Let $G$ be a group and $N \leq G$ a normal subgroup, with the natural projection $\pi : G \rightarrow G/N$. Let $\mathcal{A}$ denote the set of all subgroups of $G$ containing $N$ and $\mathcal{B}$ the set of all subgroups of $G/N$, and define $\Phi : \mathcal{A} \rightarrow \mathcal{B}$ by $\Phi(A) = \pi[A]$. Let $A,B \in \mathcal{A}$. Then we have the following.

(1) $\Phi$ is a bijection.

(Injective) Suppose $\Phi(A) = \Phi(B)$; then $\pi[A] = \pi[B]$. Now let $x \in A$. We have $\pi(x) = \pi(y)$ for some $y \in B$, so that $y^{-1}x \in N$. Then $x \in yN \subseteq B$, and we have $x \in B$. Similarly, if $x \in B$ then $x \in A$. Thus $A = B$, and $\Phi$ is injective.

(Surjective) Let $B \in \mathcal{B}$; we saw previously that the preimage of a subgroup under a group homomorphism is a subgroup, so that there exists some $A \in \mathcal{A}$ such that $\Phi(A) = B$.

(2) $A \leq B$ if and only if $\Phi(A) \leq \Phi(B)$.

($\Rightarrow$) If $A \leq B$, then $\pi[A] \subseteq \pi[B]$, so $\pi[A] \leq \pi[B]$. Thus $\Phi(A) \leq \Phi(B)$.

($\Leftarrow$) Suppose $\Phi(A) \leq \Phi(B)$ and let $x \in A$. Now $\pi(x) = \pi(y)$ for some $y \in B$, so that $y^{-1}x \in N$. Then $x \in yN \subseteq B$, hence $A \leq B$.

(3) If $A \leq B$, then $[B:A] = [\Phi(B):\Phi(A)]$. If $A \leq B$, then by the previous part, we have partitions $B/A$ and $\Phi(B)/\Phi(A)$ and every equivalence class has the form $bA$ or $b\Phi(A)$, respectively. Define $\alpha : B/A \rightarrow \Phi(B)/\Phi(A)$ by $$\alpha(bA) = \pi(b)\Phi(A).$$ (Well defined) If $b_1A = b_2A$, then $b_2^{-1}b_1 \in A$, so $$\pi(b_2)^{-1}\pi(b_1) \in \pi[A] = \Phi(A),$$ hence $\pi(b_1)\Phi(A) = \pi(b_2)\Phi(A)$.

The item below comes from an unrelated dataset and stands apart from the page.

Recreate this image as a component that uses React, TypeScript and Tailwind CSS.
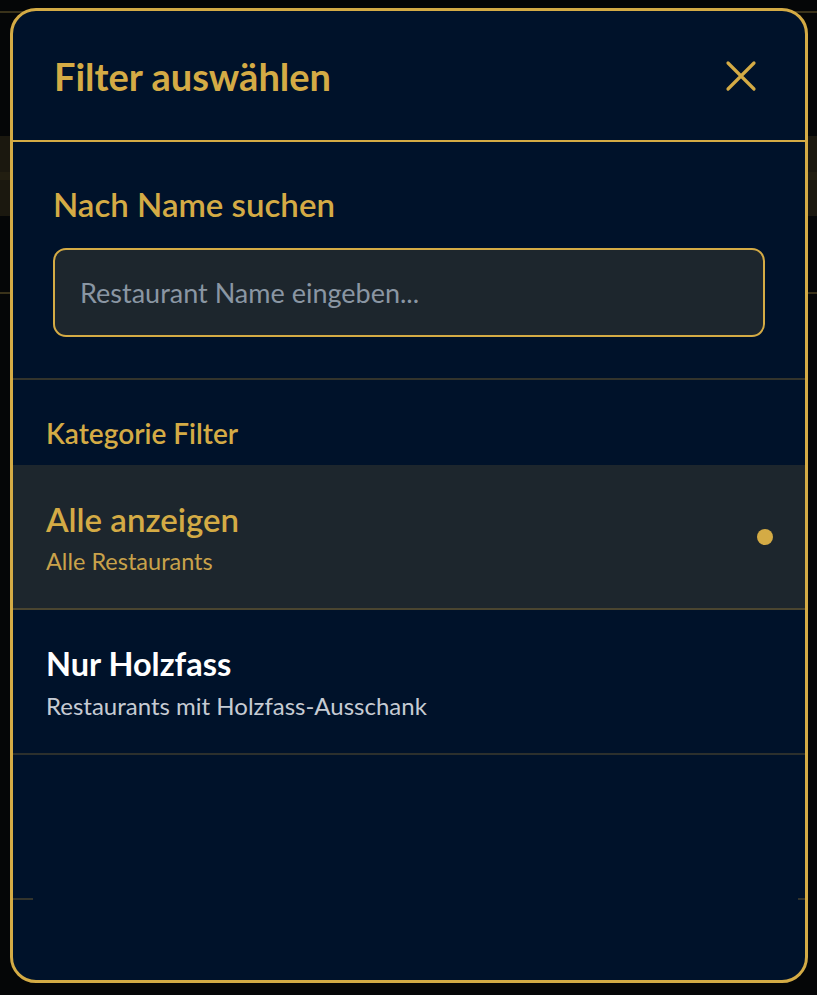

(Injective) Suppose $\alpha(b_1A) = \alpha(b_2A)$. Then $\pi(b_2)^{-1}\pi(b_1) \in \pi[A]$, and we have $\pi(b_2^{-1}b_1) = \pi(a)$ for some $a \in A$. Now $a^{-1}b_2^{-1}b_1 \in N$, so that $b_2^{-1}b_1 \in aN \subseteq A$. Thus $b_1A = b_2A$.

(Surjective) $\alpha$ is surjective because $\pi$ is surjective.

Thus $\alpha$ is a bijection and the conclusion follows.

(4) $\Phi(\langle A \cup B \rangle) = \langle \Phi(A) \cup \Phi(B) \rangle$. Let $x \in \Phi(\langle A \cup B \rangle)$. Then $x = \pi(y)$ for some $y \in \langle A \cup B \rangle$, so that $y = c_1c_2 \ldots c_k$ for some $c_i \in A \cup B$. Then $$x = \pi(c_1) \pi(c_2) \ldots \pi(c_k),$$ where $\pi(c_i) \in \Phi(A) \cup \Phi(B)$. Thus $x \in \langle \Phi(A) \cup \Phi(B) \rangle$. If $x \in \langle \Phi(A) \cup \Phi(B) \rangle$, then $x = d_1d_2 \ldots d_k$ for some $d_i \in \Phi(A) \cup \Phi(B)$. Now $\Phi(A) \cup \Phi(B) = \Phi(A \cup B)$, and $d_i = \pi(c_i)$ for each $i$. Thus $x = \pi(c_1c_2 \ldots c_k)$ for some $c_i \in A \cup B$, so that $x \in \Phi(\langle A \cup B \rangle)$.

(5) $\Phi(A \cap B) = \Phi(A) \cap \Phi(B)$. If $x \in \Phi(A \cap B)$, then $x = \pi(y)$ for some $y \in A \cap B$. Now $y \in A$, so $x \in \Phi(A)$, and similarly $x \in \Phi(B)$, so $x \in \Phi(A) \cap \Phi(B)$. If $x \in \Phi(A) \cap \Phi(B)$, then $x = \pi(y) = \pi(z)$ for some $y \in \Phi(A)$ and $z \in \Phi(B)$. Now $z^{-1}y \in N$, so that $y \in zN \subseteq B$, hence $y \in A \cap B$. Thus $x \in \Phi(A \cap B)$.

(6) $A \leq G$ is normal if and only if $\Phi(A) \leq G/N$ is normal. Suppose $A$ is normal, and let $x \in G/N$. Because $\pi$ is surjective, we have $x = \pi(y)$ for some $y \in G$. Now $$x \Phi(A) = \pi(y)\pi[A] = \pi[yA] = \pi[Ay] = \pi[A]\pi(y) = \Phi(A) x,$$ so that $\Phi(A)$ is normal. Now suppose $\Phi(A)$ is normal and let $x \in G$. We have $$\pi[xAx^{-1}] = \pi(x)\Phi[A]\pi(x)^{-1} = \Phi(A) \pi[A].$$ Thus if $xax^{-1} \in xAx^{-1}$, we have $b^{-1}xax^{-1} \in N$ for some $b \in A$, so $xax^{-1} \in bN \subseteq A$. Thus $A$ is normal.